Particulars of Offence
PECELI NACEBE, on the 26th day of June 2019, at Koro Island, in the Eastern Division, penetrated the vagina of TD, with his penis, without her consent.
[2] The accused pleaded not guilty to the charge and the ensuing trial was held over 3 days.
[3] At the conclusion of the evidence and after the directions given in the summing up, by a unanimous decision, the Assessors found the accused not guilty of the charge of Rape.
[4] I have carefully examined the evidence presented during the course of the trial. I direct myself in accordance with the law and the evidence which I discussed in my summing up to the Assessors and also the unanimous opinions of the Assessors.
[5] During my summing up I explained to the Assessors the salient provisions of Section 207 (1) and (2) (a) of the Crimes Act No. 44 of 2009 (Crimes Act).
[6] The Assessors were directed that in order for the prosecution to prove the charge of Rape, they must establish beyond any reasonable doubt that;
(i) the accused;
(ii) on the specified day (in this case the 26 June 2019);
(iii) at Koro Island, in the Eastern Division;
(iv) penetrated the vagina of the complainant TD, with his penis;
(v) without the consent of the complainant; and
(vi) the accused knew or believed that the complainant was not consenting, or the accused was reckless as to whether or not she was consenting.
[7] Each of the above individual elements were further elaborated upon in my summing up in respect of the charge.
[8] In support of their case, the prosecution called the complainant, TD, who was the sole prosecution witness. The accused testified on his own behalf.
[9] In terms of the provisions of Section 135 of the Criminal Procedure Act No. 43 of 2009 (“Criminal Procedure Act”), the prosecution and the defence have consented to treat the following facts as “Admitted Facts”:
[10] I directed the Assessors that since the prosecution and the defence have consented to treat the above facts as “Admitted Facts” without placing necessary evidence to prove them, they must therefore, treat the above facts as proved beyond reasonable doubt.
[11] I have summarized the evidence of the complainant and the accused during the course of my summing up.
[12] The complainant was 15 years and 10 months old at the time of the alleged incident, and was 17 years old when she testified in Court (Her date of birth being 10 August 2003). She said that in the year 2019, she was residing at Kade Village, Koro Island and was schooling at Nasau Secondary School and was in Form 4.
[13] The complainant testified that the accused is her grandfather. She said her maternal grandfather is a cousin of the accused. She refers to the accused as Tukai Peceli and has known him since childhood. The accused was residing a few houses away from her house.
[14] The witness first testified to the incident which took place on 25 June 2019. She said around 6.00 in the evening that day she had gone to the accused’s house to borrow his phone, to call her grandmother in Suva.

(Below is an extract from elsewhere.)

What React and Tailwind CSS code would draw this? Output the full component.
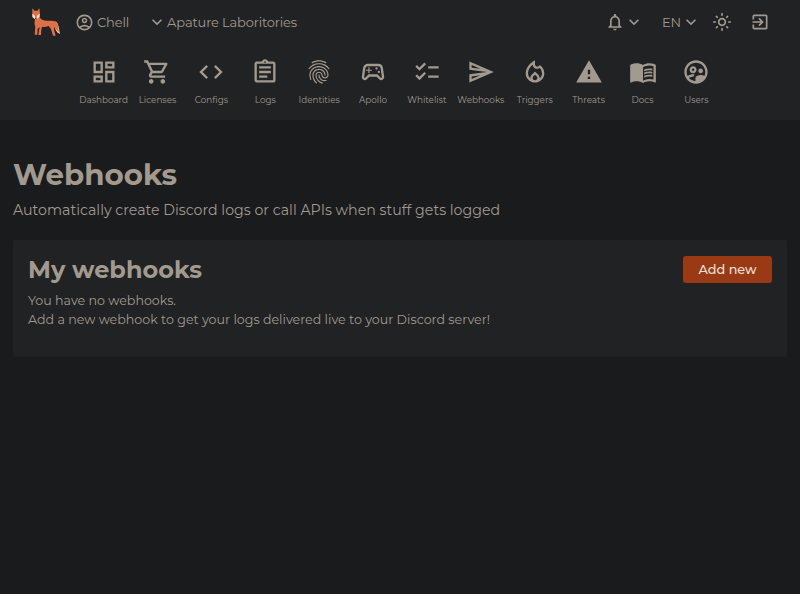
import {
  MdChecklist,
  MdCode,
  MdExitToApp,
  MdExpandMore,
  MdFingerprint,
  MdMenuBook,
  MdOutlineAccountCircle,
  MdOutlineAssignment,
  MdOutlineDashboard,
  MdOutlineLightMode,
  MdOutlineLocalFireDepartment,
  MdOutlineNotifications,
  MdOutlineSend,
  MdOutlineShoppingCart,
  MdOutlineSportsEsports,
  MdOutlineSupervisedUserCircle,
  MdWarning,
} from "react-icons/md";

const Fox = () => (
  <svg width="30" height="28" viewBox="0 0 90 84">
    <path fill="#efd3ae" d="M74 40c9 8 10 22 13 38-10-4-16-13-16-27z" />
    <path fill="#dc7048" d="M4 1l7 7h8l6-7 2 16-2 10c8 13 22 11 36 11 10 0 16 3 19 9 3 9 1 16 4 25-7-4-11-9-13-16l-2 8 5 19h-8l-6-20-7-9c-8 3-14 4-20 2l-2 9-1 16h-8l4-24-6 6-1 17h-8l2-24c-3-6-3-14-1-23l-8-9z" />
    <path fill="#f5dcc4" d="M4 17l7 5 2 8-3 3-6-6zM26 17l-7 5-3 8 3 2 7-6z" />
    <path fill="#5a3023" d="M12 29h5l-2 4h-2z" />
  </svg>
);

const navItems = [
  { name: "Dashboard", Icon: MdOutlineDashboard },
  { name: "Licenses", Icon: MdOutlineShoppingCart },
  { name: "Configs", Icon: MdCode },
  { name: "Logs", Icon: MdOutlineAssignment },
  { name: "Identities", Icon: MdFingerprint },
  { name: "Apollo", Icon: MdOutlineSportsEsports },
  { name: "Whitelist", Icon: MdChecklist },
  { name: "Webhooks", Icon: MdOutlineSend },
  { name: "Triggers", Icon: MdOutlineLocalFireDepartment },
  { name: "Threats", Icon: MdWarning },
  { name: "Docs", Icon: MdMenuBook },
  { name: "Users", Icon: MdOutlineSupervisedUserCircle },
];

const Header = () => (
  <header className="h-[120px] bg-[#202223]">
    <div className="flex items-center h-11 pl-[31px] pr-[30px] text-[13px] tracking-[-0.15px]">
      <Fox />
      <button className="flex items-center gap-[3px] ml-[14px]">
        <MdOutlineAccountCircle size={19} />
        <span className="pt-px">Chell</span>
      </button>
      <button className="flex items-center ml-[18px]">
        <MdExpandMore size={20} />
        <span className="pt-px">Apature Laboritories</span>
      </button>
      <div className="flex items-center ml-auto">
        <button className="flex items-center">
          <MdOutlineNotifications size={20} />
          <MdExpandMore size={20} className="-ml-px" />
        </button>
        <button className="flex items-center ml-[18px]">
          <span className="pt-px">EN</span>
          <MdExpandMore size={20} />
        </button>
        <MdOutlineLightMode size={20} className="ml-[11px]" />
        <MdExitToApp size={20} className="ml-[18px]" />
      </div>
    </div>
    <nav className="flex justify-center">
      {navItems.map(({ name, Icon }) => (
        <a key={name} className="flex flex-col items-center w-[53.9px] pt-[14px]">
          <Icon size={28} />
          <span className="mt-[7.5px] text-[8.8px] leading-3">{name}</span>
        </a>
      ))}
    </nav>
  </header>
);

const App = () => (
  <div className="min-h-screen bg-[#1a1b1d] text-[#a29a8f] font-['Montserrat','Inter',sans-serif]">
    <Header />
    <main className="px-[13px] pt-9">
      <h1 className="text-[29.3px] leading-[38px] font-bold">Webhooks</h1>
      <p className="mt-1 text-[14.2px] leading-6">
        Automatically create Discord logs or call APIs when stuff gets logged
      </p>
      <section className="flex items-start justify-between h-[117px] mt-[18px] p-[15px] rounded-xs bg-[#202223]">
        <div>
          <h2 className="text-2xl leading-[30px] font-bold">My webhooks</h2>
          <p className="mt-[6px] text-[12.65px] leading-[19px]">
            You have no webhooks.
            <br />
            Add a new webhook to get your logs delivered live to your Discord
            server!
          </p>
        </div>
        <button className="w-[89px] h-[27px] mt-px rounded-[3px] bg-[#993a15] text-[12.8px] font-medium text-[#ece0d8]">
          Add new
        </button>
      </section>
    </main>
  </div>
);

export default App;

[15] The complainant said that the accused had asked her if she had a relationship with boys. She had said yes. When the accused had asked for the name of the boy she had said Bale. The accused had then said that he is better than Bale and had asked her if she could sleep with him that night. The complainant had said no.
[16] Thereafter, the accused had gone to the shop to buy some food. The witness said that the accused had locked her inside the house at the time. Later she explained that he had locked the front door from outside. She had then opened the back door and run outside. She had then returned home and gone to sleep.

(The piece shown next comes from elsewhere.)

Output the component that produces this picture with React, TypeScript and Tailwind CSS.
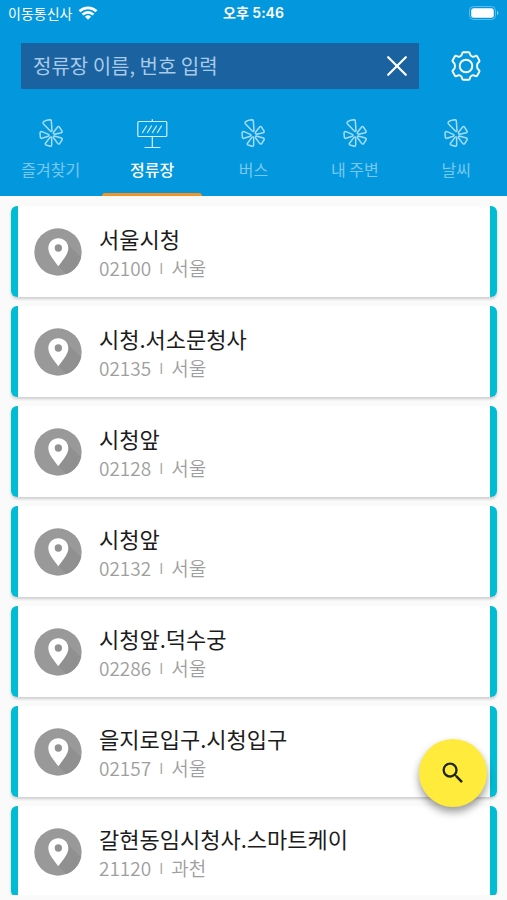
import React, { useState } from 'react';
import clsx from 'clsx';

interface Stop {
  name: string;
  code: string;
  region: string;
}

const stops: Stop[] = [
  { name: '서울시청', code: '02100', region: '서울' },
  { name: '시청.서소문청사', code: '02135', region: '서울' },
  { name: '시청앞', code: '02128', region: '서울' },
  { name: '시청앞', code: '02132', region: '서울' },
  { name: '시청앞.덕수궁', code: '02286', region: '서울' },
  { name: '을지로입구.시청입구', code: '02157', region: '서울' },
  { name: '갈현동임시청사.스마트케이', code: '21120', region: '과천' },
];

const PinwheelIcon = () => (
  <svg
    viewBox="117 57 72 84"
    className="h-7 w-6"
    fill="none"
    stroke="currentColor"
    strokeWidth="4.5"
    strokeLinejoin="round"
    aria-hidden="true"
  >
    <path d="M131 65 Q138 60 150 59 Q154 59 154 63 L156 92 Q155 96 151 93 L130 71 Q128 68 131 65Z" />
    <path d="M161 96 L173 81 Q176 78 179 82 L186 93 Q188 97 184 98 L164 103 Q158 101 161 96Z" />
    <path d="M163 108 L184 114 Q188 116 186 120 L179 131 Q176 134 173 130 L161 114 Q159 108 163 108Z" />
    <path d="M155 114 L155 135 Q155 139 151 139 L138 135 Q134 133 137 129 L150 112 Q154 109 155 114Z" />
    <path d="M126 95 L145 103 Q149 106 145 109 L126 115 Q122 116 121 111 L120 99 Q121 94 126 95Z" />
  </svg>
);

const BoardIcon = () => (
  <svg
    viewBox="0 0 32 32"
    className="h-8 w-8"
    fill="none"
    stroke="currentColor"
    strokeWidth="1.2"
    strokeLinecap="round"
    strokeLinejoin="round"
    aria-hidden="true"
  >
    <rect x="1.8" y="4.5" width="29" height="15" rx="1" />
    <path d="M16.300 2.500v2M16.300 19.500v11M9 30.500h15M6.500 15.500l4-6.500M11.500 15.500l4-6.500M16.500 15.500l4-6.500M21.500 15.500l4-6.500" />
  </svg>
);

const GearIcon = () => (
  <svg
    viewBox="0 0 30 30"
    className="h-[30px] w-[30px]"
    fill="none"
    stroke="currentColor"
    strokeWidth="1.9"
    strokeLinejoin="round"
    aria-hidden="true"
  >
    <path d="M12.500 1.200h5q1.200 0 1.300 1.200 .3 2.500 2.400 3.200 1.500.4 3-.6 1.300-.7 2 .5l2 3.600q.7 1.200-.5 2-1.700 1.200-1.700 3.900t1.700 3.900q1.200.8.5 2l-2 3.600q-.7 1.200-2 .5-1.500-1-3-.6-2.100.7-2.400 3.200-.1 1.200-1.300 1.200h-5q-1.200 0-1.300-1.200-.3-2.500-2.400-3.200-1.500-.4-3 .6-1.300.7-2-.5l-2-3.600q-.7-1.200.5-2 1.700-1.200 1.700-3.900t-1.700-3.900q-1.200-.8-.5-2l2-3.600q.7-1.200 2-.5 1.500 1 3 .6 2.100-.7 2.400-3.200.1-1.200 1.300-1.200z" />
    <circle cx="15" cy="15" r="6.300" />
  </svg>
);

const CloseIcon = () => (
  <svg viewBox="0 0 20 20" className="h-5 w-5" stroke="currentColor" strokeWidth="2.200" strokeLinecap="round" aria-hidden="true">
    <path d="M1.200 1.200l17.600 17.600M18.800 1.200L1.200 18.800" />
  </svg>
);

const WifiIcon = () => (
  <svg viewBox="0 0 20 14" className="h-3.5 w-5" fill="none" stroke="currentColor" strokeWidth="2.700" aria-hidden="true">
    <path d="M1.500 5.300a12.200 12.200 0 0 1 17 0M4.600 8.600a7.800 7.800 0 0 1 10.800 0" />
    <path d="M10 13.800l-3-3a4.300 4.300 0 0 1 6 0z" fill="currentColor" stroke="none" />
  </svg>
);

const BatteryIcon = () => (
  <svg viewBox="0 0 30 14" className="h-3.5 w-[30px]" aria-hidden="true">
    <rect x="0.500" y="0.500" width="26" height="13" rx="4" fill="none" stroke="white" strokeOpacity="0.350" />
    <rect x="2.200" y="2.200" width="22.600" height="9.600" rx="2.500" fill="white" />
    <path d="M28 4.800c2 .8 2 3.600 0 4.400z" fill="white" fillOpacity="0.500" />
  </svg>
);

const MarkerIcon = () => (
  <svg viewBox="0 0 144 144" className="h-12 w-12 shrink-0" aria-hidden="true">
    <defs>
      <clipPath id="disc">
        <circle cx="72" cy="72" r="71" />
      </clipPath>
    </defs>
    <circle cx="72" cy="72" r="71" fill="#999999" />
    <path d="M94 41L160 107V160H118L73 115z" fill="#909090" clipPath="url(#disc)" />
    <path d="M73 31c-17 0-30 13-30 29 0 20 17 36 30 55 13-19 30-35 30-55 0-16-13-29-30-29z" fill="white" />
    <circle cx="73" cy="60" r="11" fill="#929292" />
  </svg>
);

const SearchIcon = () => (
  <svg viewBox="0 0 24 24" className="h-7 w-7" fill="currentColor" aria-hidden="true">
    <path d="M15.500 14h-.79l-.28-.27A6.471 6.471 0 0 0 16 9.500 6.500 6.500 0 1 0 9.500 16c1.610 0 3.090-.59 4.230-1.570l.27.28v.79l5 4.990L20.490 19l-4.990-5zm-6 0C7.010 14 5 11.990 5 9.500S7.010 5 9.500 5 14 7.010 14 9.500 11.990 14 9.500 14z" />
  </svg>
);

const tabs = [
  { id: 'favorites', label: '즐겨찾기', icon: <PinwheelIcon /> },
  { id: 'stops', label: '정류장', icon: <BoardIcon /> },
  { id: 'bus', label: '버스', icon: <PinwheelIcon /> },
  { id: 'nearby', label: '내 주변', icon: <PinwheelIcon /> },
  { id: 'weather', label: '날씨', icon: <PinwheelIcon /> },
];

const StopCard: React.FC<{ stop: Stop }> = ({ stop }) => (
  <li className="shrink-0 rounded-md bg-white shadow-[0_2px_3px_rgba(0,0,0,0.18)]">
    <button className="flex h-[91px] w-full items-center overflow-hidden rounded-md border-x-[7px] border-[#00bcd4] bg-[linear-gradient(white,white)] bg-clip-padding pl-4 text-left">
      <MarkerIcon />
      <span className="ml-[17px] flex min-w-0 flex-col">
        <span className="truncate text-[22px] leading-8 text-[#1c1c1c]">{stop.name}</span>
        <span className="flex items-center gap-2 text-[19px] leading-7 font-[350] text-[#9e9e9e]">
          <span>{stop.code}</span>
          <span className="text-sm">I</span>
          <span>{stop.region}</span>
        </span>
      </span>
    </button>
  </li>
);

export default function App() {
  const [activeTab, setActiveTab] = useState('stops');
  const [query, setQuery] = useState('');

  return (
    <div className="relative flex h-screen flex-col bg-[#fafafa] pb-[5px] font-['Noto_Sans_CJK_KR',sans-serif]">
      <header className="shrink-0 bg-[#0398dd] text-white">
        {/* Status bar */}
        <div className="grid h-[26px] grid-cols-3 items-center pr-2 pl-2 text-sm">
          <div className="flex items-center gap-1.5">
            <span>이동통신사</span>
            <WifiIcon />
          </div>
          <div className="text-center font-['Inter','Noto_Sans_CJK_KR',sans-serif] font-semibold">오후 5:46</div>
          <div className="flex justify-end">
            <BatteryIcon />
          </div>
        </div>

        {/* Search */}
        <div className="mt-[17px] flex items-center pr-[26px] pl-[21px]">
          <div className="flex h-[46px] min-w-0 flex-1 items-center bg-[#1a62a0] px-3">
            <input
              type="text"
              aria-label="정류장 이름, 번호 입력"
              placeholder="정류장 이름, 번호 입력"
              value={query}
              onChange={(e) => setQuery(e.target.value)}
              className="min-w-0 flex-1 bg-transparent text-xl text-white outline-none placeholder:text-[#a9cbe8]"
            />
            <button aria-label="지우기" onClick={() => setQuery('')}>
              <CloseIcon />
            </button>
          </div>
          <button aria-label="설정" className="ml-8">
            <GearIcon />
          </button>
        </div>

        {/* Tabs */}
        <nav className="mt-5 grid grid-cols-5">
          {tabs.map((tab) => (
            <button
              key={tab.id}
              onClick={() => setActiveTab(tab.id)}
              className={clsx(
                'flex h-[87px] flex-col items-center pt-2',
                activeTab === tab.id ? 'font-medium text-white' : 'text-[#79c8f0]'
              )}
            >
              <span className={clsx('flex h-8 items-center', activeTab === tab.id ? 'text-[#d5effc]' : 'text-[#a5dcf8]')}>
                {tab.icon}
              </span>
              <span className="mt-2 text-base leading-6">{tab.label}</span>
              {activeTab === tab.id && <span className="mt-auto h-[3px] w-[100px] rounded-t-sm bg-[#f39325]" />}
            </button>
          ))}
        </nav>
      </header>

      {/* Stop list */}
      <main className="min-h-0 flex-1 overflow-hidden">
        <ul className="flex flex-col gap-[9px] pt-2.5 pr-2.5 pl-[11px]">
          {stops.map((stop) => (
            <StopCard key={stop.code} stop={stop} />
          ))}
        </ul>
      </main>

      {/* Floating search button */}
      <button
        aria-label="검색"
        className="absolute right-5 bottom-[93px] flex h-[68px] w-[68px] items-center justify-center rounded-full bg-[#ffeb3b] text-[#1d2410] shadow-[0_5px_8px_rgba(0,0,0,0.4)]"
      >
        <SearchIcon />
      </button>
    </div>
  );
}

[17] The complainant next testified to the incident which allegedly took place on 26 June 2019. She said that around 7.00 p.m. that day she had again gone to the accused’s house to borrow his phone as her father was still sick.
[18] The witness testified that the accused had given her the phone. She had then gone to the farm road to go and make the call, because there was no connection inside the house. She had crossed over to the road and then gone up a hill to reach the farm road. The witness said the farm road was about 300 metres away from their houses.

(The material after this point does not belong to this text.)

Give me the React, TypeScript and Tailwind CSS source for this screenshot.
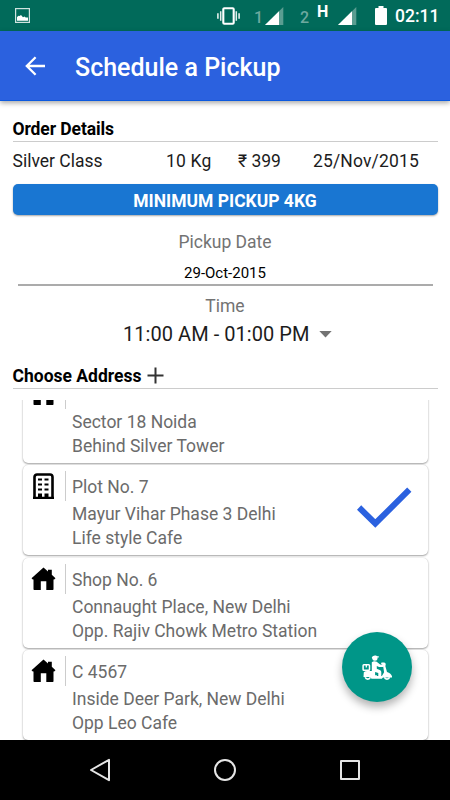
import type { ReactNode } from "react";
import clsx from "clsx";

type AddressKind = "home" | "building";

interface Address {
  id: number;
  kind: AddressKind;
  title?: string;
  lines: string[];
  selected?: boolean;
}

const addresses: Address[] = [
  { id: 1, kind: "home", lines: ["Sector 18 Noida", "Behind Silver Tower"] },
  {
    id: 2,
    kind: "building",
    title: "Plot No. 7",
    lines: ["Mayur Vihar Phase 3 Delhi", "Life style Cafe"],
    selected: true,
  },
  {
    id: 3,
    kind: "home",
    title: "Shop No. 6",
    lines: ["Connaught Place, New Delhi", "Opp. Rajiv Chowk Metro Station"],
  },
  { id: 4, kind: "home", title: "C 4567", lines: ["Inside Deer Park, New Delhi", "Opp Leo Cafe"] },
];

function SignalIcon({ className }: { className?: string }) {
  return (
    <svg className={className} width="19" height="19" viewBox="0 0 19 19">
      <path d="M18.3 0V18H0z" fill="#5a9d91" />
      <path d="M14 4.3V18H0z" fill="#fff" />
    </svg>
  );
}

function StatusBar() {
  return (
    <div className="flex h-[31px] shrink-0 items-start bg-[#016a5a] text-white">
      <svg className="ml-[15px] mt-2" width="15" height="15" viewBox="0 0 15 15">
        <rect x="0.6" y="0.6" width="13.8" height="13.8" fill="none" stroke="#cfe3df" strokeWidth="1.2" />
        <path d="M2 12.7V9l1.600-1.300 1 .3L6 7l2 2.300 1.500-.8 1.200.9 2.300.1v3.200z" fill="#fff" />
      </svg>
      <svg className="ml-[187px] mt-[7px]" width="23" height="18" viewBox="0 0 23 18">
        <rect x="6.3" y="1.3" width="10.4" height="15.4" rx="1" fill="none" stroke="#fff" strokeWidth="2.1" />
        <path d="M3.7 4.2v9.6M19.3 4.2v9.6" stroke="#e2efec" strokeWidth="1.5" />
        <path d="M0.9 6.2v5.6M22.1 6.2v5.6" stroke="#e2efec" strokeWidth="1.6" />
      </svg>
      <span className="ml-[14px] mt-[10px] w-[11px] text-base leading-4 font-medium text-[#6ea99f]">1</span>
      <SignalIcon className="mt-[7px]" />
      <span className="ml-[16px] mt-[10px] w-[17px] text-base leading-4 font-medium text-[#6ea99f]">2</span>
      <span className="mt-[4px] w-[21px] text-base leading-4 font-bold">H</span>
      <SignalIcon className="mt-[7px]" />
      <svg className="ml-[18px] mt-[6px]" width="12" height="19" viewBox="0 0 12 19">
        <path d="M3.5 0h5v2H11a1 1 0 0 1 1 1v15a1 1 0 0 1-1 1H1a1 1 0 0 1-1-1V3a1 1 0 0 1 1-1h2.500z" fill="#fff" />
      </svg>
      <span className="ml-2 mt-[6px] text-[17.5px] leading-5 font-medium">02:11</span>
    </div>
  );
}

function AppBar() {
  return (
    <header className="relative z-10 flex h-[70px] shrink-0 items-center border-b border-[#0b59df] bg-[#2b61df] text-white shadow-[0_2px_5px_rgba(0,0,0,0.35)]">
      <svg className="ml-[25px]" width="21" height="20" viewBox="0 0 21 20">
        <path d="M20 10H2M10.600 1.200L1.800 10l8.800 8.800" fill="none" stroke="#fff" strokeWidth="2.300" />
      </svg>
      <h1 className="ml-[29px] mt-[5px] text-[25px] leading-8 font-medium">Schedule a Pickup</h1>
    </header>
  );
}

function SectionTitle({ children, className }: { children: ReactNode; className?: string }) {
  return (
    <h2
      className={clsx(
        "mx-[12.500px] flex shrink-0 items-center border-b border-[#cccccc] text-[17.5px] leading-5 font-bold text-black",
        className
      )}
    >
      {children}
    </h2>
  );
}

function HomeIcon() {
  return (
    <svg width="25" height="24" viewBox="0 0 25 24">
      <path
        d="M12.500 0.500L17 4.400V2.800H20.800V7.800L24.500 11.200L23.200 12.500H22.500V22.300Q22.500 23 21.800 23H15.300V14.300H9.800V23H3.200Q2.500 23 2.500 22.300V12.500H1.800L0.500 11.200z"
        fill="#000"
      />
    </svg>
  );
}

function BuildingIcon() {
  return (
    <svg width="21" height="26" viewBox="0 0 21 26">
      <path d="M1.500 24.500V4a2.500 2.500 0 0 1 2.500-2.500h13a2.500 2.500 0 0 1 2.500 2.500v20.500" fill="none" stroke="#000" strokeWidth="2.600" />
      <path
        d="M5 5.500h4v2H5zM11.500 5.500h4v2h-4zM5 10.500h4v2H5zM11.500 10.500h4v2h-4zM5 15.500h4v2H5zM11.500 15.500h4v2h-4zM5 20.500h4v4H5zM11.500 20.500h4v4h-4zM0 23.700h21V26H0z"
        fill="#000"
      />
    </svg>
  );
}

function AddressCard({ address }: { address: Address }) {
  return (
    <li className="flex h-[90px] shrink-0 rounded-[5px] bg-white shadow-[0_1px_2px_rgba(0,0,0,0.36),0_0_1px_rgba(0,0,0,0.18)]">
      <div className="flex h-[36px] w-[42px] items-end justify-center">
        {address.kind === "home" ? (
          <div className="pb-[3px]">
            <HomeIcon />
          </div>
        ) : (
          <div className="pb-[2px]">
            <BuildingIcon />
          </div>
        )}
      </div>
      <div className="mt-[6px] h-[30px] w-px bg-[#cccccc]" />
      <div className="ml-[6.500px] flex-1 text-[17.5px] text-[#6b6b6b]">
        <p className="mt-[10px] mb-[3px] h-6 leading-6">{address.title}</p>
        {address.lines.map((line) => (
          <p key={line} className="leading-[24px]">
            {line}
          </p>
        ))}
      </div>
      {address.selected ? (
        <svg className="mr-[16px] mt-[22px]" width="55" height="42" viewBox="0 0 55 42">
          <path d="M2.100 20.500L18.300 36.500L52.300 2.700" fill="none" stroke="#2b61df" strokeWidth="6" />
        </svg>
      ) : null}
    </li>
  );
}

function ScooterIcon() {
  return (
    <svg className="mt-[2px]" width="30" height="27" viewBox="0 0 30 27" fill="none">
      <path d="M9.800 2.800a3.200 2.700 0 0 1 4-2.300l1.700.7 1.300 0v1.200h-1.300v1a2.600 2.200 0 0 1-5.200.3z" fill="#fff" />
      <path
        d="M9.800 7.200q2.400-1.900 4.900-.4l3.400 2.800 3.500.5v2l-4.600-.1-2.200-1.100v2.900l2.900 1.200q1.600.6 1.600 2v5.100h-3v-4.200l-3.200-.8v4H9.800z"
        fill="#fff"
      />
      <rect x="1.100" y="9.700" width="6.400" height="5.600" rx="0.800" stroke="#fff" strokeWidth="1.500" />
      <path d="M4.300 10v2.400" stroke="#fff" strokeWidth="1.300" />
      <path
        d="M1.800 17.300q1.500-1.500 4-1.300h5.800l1 4.300h2.300v.8h5l2.200-3.800-1.100-7.100-2-1.300.5-1.500h2.900l1.400 1.300-.4 2.600 1.600 5.600q4.200 1.200 5 4.400v1.200H21l-1.200 1.200H9.500L8.300 22H1.500z"
        fill="#fff"
      />
      <path d="M3.200 22.300a2.800 2.800 0 0 0 5.200 0M22.400 22.300a2.800 2.800 0 0 0 5.200 0" stroke="#fff" strokeWidth="1.700" />
    </svg>
  );
}

function NavBar() {
  return (
    <nav className="flex h-[60px] shrink-0 items-center bg-black">
      <svg className="ml-[89px]" width="22" height="24" viewBox="0 0 22 24">
        <path d="M20 1.800V22.200L2 12z" fill="none" stroke="#e6e6e6" strokeWidth="2" strokeLinejoin="round" />
      </svg>
      <div className="ml-[103px] size-[22px] rounded-full border-2 border-[#e6e6e6]" />
      <div className="ml-[104px] size-[20px] rounded-[1px] border-2 border-[#e6e6e6]" />
    </nav>
  );
}

export default function App() {
  return (
    <div className="relative flex h-[800px] w-[450px] flex-col overflow-hidden bg-white font-[Roboto,sans-serif]">
      <StatusBar />
      <AppBar />
      <main className="flex h-[639px] flex-col">
        <SectionTitle className="mt-[16px] h-[25px] tracking-[-0.1px]">Order Details</SectionTitle>
        <div className="ml-[12.500px] mt-[9px] flex shrink-0 text-[17.5px] leading-5 text-[#1c1c1c]">
          <span className="w-[153.500px]">Silver Class</span>
          <span className="w-[72px] tracking-[0.2px]">10 Kg</span>
          <span className="w-[75px]">₹ 399</span>
          <span className="tracking-[0.15px]">25/Nov/2015</span>
        </div>
        <button className="mx-[12.500px] mt-[13px] h-[31px] shrink-0 rounded-[5px] bg-[#1976d2] pt-[3px] text-[17.5px] leading-5 font-bold text-white shadow-[0_1px_2px_rgba(0,0,0,0.35)]">
          MINIMUM PICKUP 4KG
        </button>
        <p className="mt-[17px] text-center text-[17.5px] leading-5 text-[#737373]">Pickup Date</p>
        <div className="mx-[17.500px] mt-[9px] h-[25px] shrink-0 border-b-2 border-[#ababab] pt-[2px] text-center text-[15px] leading-5 text-black">
          29-Oct-2015
        </div>
        <p className="mt-[10px] text-center text-[17.500px] leading-5 text-[#737373]">Time</p>
        <div className="ml-[123px] mt-[6px] flex shrink-0 items-center text-[20px] leading-6 text-[#1c1c1c]">
          <span className="tracking-[0.050px]">11:00 AM - 01:00 PM</span>
          <svg className="ml-[9px]" width="13" height="7" viewBox="0 0 13 7">
            <path d="M0.300 0H12.700L6.500 6.500z" fill="#737373" />
          </svg>
        </div>
        <SectionTitle className="mt-[17px] h-[26px]">
          Choose Address
          <svg className="-mt-[1px] ml-[6px]" width="17" height="17" viewBox="0 0 17 17">
            <path d="M8.500 0.500v16M0.500 8.500h16" stroke="#333" strokeWidth="2" />
          </svg>
        </SectionTitle>
        {/* the list is scrolled a little, so the first card is cut off */}
        <div className="mt-[11px] h-[340px] shrink-0 overflow-hidden">
          <ul className="mx-[22.500px] mt-[-27.500px] flex flex-col gap-[2.500px]">
            {addresses.map((address) => (
              <AddressCard key={address.id} address={address} />
            ))}
          </ul>
        </div>
      </main>
      <NavBar />
      <button className="absolute left-[342px] top-[632px] flex size-[70px] items-center justify-center rounded-full bg-[#009688] shadow-[0_5px_8px_rgba(0,0,0,0.3)]">
        <ScooterIcon />
      </button>
    </div>
  );
}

[19] The complainant then testified as to how the accused had come from behind, grabbed her t-shirt and told her that he wants to have sex with her. The accused had then put her on the ground, stuffed her mouth with his t-shirt, tied her hands and legs with a string, removed her trousers and panty, pulled her legs up, and inserted his penis into her vagina without her consent.
[20] In this case, the accused testified on his own behalf. He totally denies all the allegations made against him. He denied that the complainant ever came to his house in the evening of 25 June 2019 to borrow his phone.
[21] The accused also denied all the allegations made against him by the complainant relating to the events which took place on 26 June 2019. He denied that he stuffed the complainant’s mouth with his t-shirt or that he tied her hands and legs with a string or that he inserted his penis into her vagina without her consent.
[22] At the conclusion of the evidence and after the directions given in my summing up, the three Assessors by their unanimous opinions have found the accused not guilty of the charge of Rape.
[23] In my view, the Assessors’ opinion is justified. It was open for them to reach such a conclusion on the available evidence. Therefore, I concur with the unanimous opinions of the Assessors.
[24] Considering the nature of all the evidence before this Court, it is my considered opinion that the prosecution has failed to prove the charge of Rape against the accused beyond reasonable doubt.
[25] In the circumstances, I find the accused not guilty of the charge of Rape and accordingly acquit him of the charge.
Riyaz Hamza
JUDGE
HIGH COURT OF FIJI
AT SUVA
Dated this 5th Day of February 2021
Solicitors for the State : Office of the Director of Public Prosecutions, Suva.
Solicitors for the Accused : Office of the Legal Aid Commission, Suva.